*EXERCISE OBJECTIVE*.
Return only these lines: the one that contains "Clone this screenshot in HTML and CSS." and every line after it through the end of the listing, exactly, without pictures.

───── DATASET ROWS

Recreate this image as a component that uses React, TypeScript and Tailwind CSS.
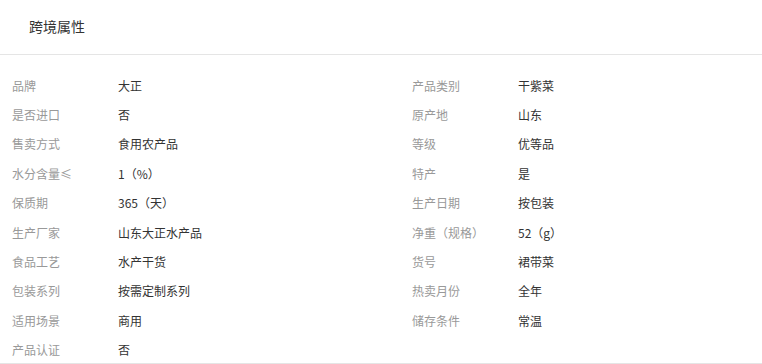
const left: [string, string][] = [
  ["品牌", "大正"],
  ["是否进口", "否"],
  ["售卖方式", "食用农产品"],
  ["水分含量≤", "1（%）"],
  ["保质期", "365（天）"],
  ["生产厂家", "山东大正水产品"],
  ["食品工艺", "水产干货"],
  ["包装系列", "按需定制系列"],
  ["适用场景", "商用"],
  ["产品认证", "否"],
];

const right: [string, string][] = [
  ["产品类别", "干紫菜"],
  ["原产地", "山东"],
  ["等级", "优等品"],
  ["特产", "是"],
  ["生产日期", "按包装"],
  ["净重（规格）", "52（g）"],
  ["货号", "裙带菜"],
  ["热卖月份", "全年"],
  ["储存条件", "常温"],
];

const Column = ({ rows }: { rows: [string, string][] }) => (
  <div className="flex flex-col w-[400px] shrink-0">
    {rows.map(([k, v]) => (
      <div key={k} className="flex items-center h-[29.4px] text-[12px]">
        <span className="w-[106px] text-[#999]">{k}</span>
        <span className="text-[#333]">{v}</span>
      </div>
    ))}
  </div>
);

export default function App() {
  return (
    <div
      className="w-[762px] h-[364px] overflow-hidden bg-white border-b border-[#e5e5e5] box-border"
      style={{ fontFamily: '"Noto Sans CJK SC", "Liberation Sans", sans-serif' }}
    >
      <div className="h-[55px] flex items-center pl-[29px] pb-[2px] border-b border-[#e5e5e5] text-[14px] text-[#333]">
        跨境属性
      </div>
      <div className="flex pl-[12px] pt-[16px]">
        <Column rows={left} />
        <Column rows={right} />
      </div>
    </div>
  );
}
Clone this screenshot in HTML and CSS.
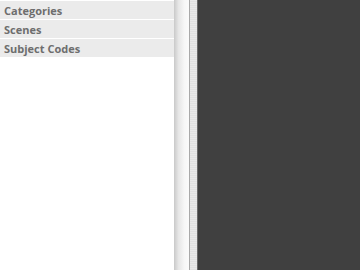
FILE: index.html
```html
<!DOCTYPE html>
<html>
<head>
<meta charset="utf-8">
<link rel="stylesheet" href="styles.css">
</head>
<body>
<div class="app">
  <div class="sidebar">
    <div class="row">Categories</div>
    <div class="row">Scenes</div>
    <div class="row">Subject Codes</div>
  </div>
  <div class="shadow"></div>
  <div class="edge"></div>
  <div class="gutter"></div>
  <div class="edge-dark"></div>
  <div class="canvas"></div>
</div>
</body>
</html>
```
FILE: styles.css
```css
html, body {
  margin: 0;
  padding: 0;
  width: 360px;
  height: 270px;
  overflow: hidden;
}
.app {
  display: flex;
  height: 270px;
}
.sidebar {
  width: 174px;
  background: #ffffff;
  padding-top: 1px;
  display: flex;
  flex-direction: column;
  gap: 1px;
}
.row {
  height: 18px;
  line-height: 20px;
  background: #ebebeb;
  color: #6e6e6e;
  font-family: "Open Sans", sans-serif;
  font-weight: bold;
  font-size: 11px;
  padding-left: 4px;
}
.shadow {
  width: 15px;
  background: linear-gradient(to right, #c9c9c9, #e6e6e6 30%, #f7f7f7 70%, #fbfbfb);
}
.edge {
  width: 1px;
  background: #a9a9a9;
}
.gutter {
  width: 7px;
  background: repeating-linear-gradient(to bottom, #eaeaea 0, #eaeaea 1px, #e2e2e2 1px, #e2e2e2 2px);
}
.edge-dark {
  width: 1px;
  background: #6a6a6a;
}
.canvas {
  flex: 1;
  background: #404040;
}
```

──────────

*RESULT*.
Clone this screenshot in HTML and CSS.
FILE: index.html
```html
<!DOCTYPE html>
<html>
<head>
<meta charset="utf-8">
<link rel="stylesheet" href="styles.css">
</head>
<body>
<div class="app">
  <div class="sidebar">
    <div class="row">Categories</div>
    <div class="row">Scenes</div>
    <div class="row">Subject Codes</div>
  </div>
  <div class="shadow"></div>
  <div class="edge"></div>
  <div class="gutter"></div>
  <div class="edge-dark"></div>
  <div class="canvas"></div>
</div>
</body>
</html>
```
FILE: styles.css
```css
html, body {
  margin: 0;
  padding: 0;
  width: 360px;
  height: 270px;
  overflow: hidden;
}
.app {
  display: flex;
  height: 270px;
}
.sidebar {
  width: 174px;
  background: #ffffff;
  padding-top: 1px;
  display: flex;
  flex-direction: column;
  gap: 1px;
}
.row {
  height: 18px;
  line-height: 20px;
  background: #ebebeb;
  color: #6e6e6e;
  font-family: "Open Sans", sans-serif;
  font-weight: bold;
  font-size: 11px;
  padding-left: 4px;
}
.shadow {
  width: 15px;
  background: linear-gradient(to right, #c9c9c9, #e6e6e6 30%, #f7f7f7 70%, #fbfbfb);
}
.edge {
  width: 1px;
  background: #a9a9a9;
}
.gutter {
  width: 7px;
  background: repeating-linear-gradient(to bottom, #eaeaea 0, #eaeaea 1px, #e2e2e2 1px, #e2e2e2 2px);
}
.edge-dark {
  width: 1px;
  background: #6a6a6a;
}
.canvas {
  flex: 1;
  background: #404040;
}
```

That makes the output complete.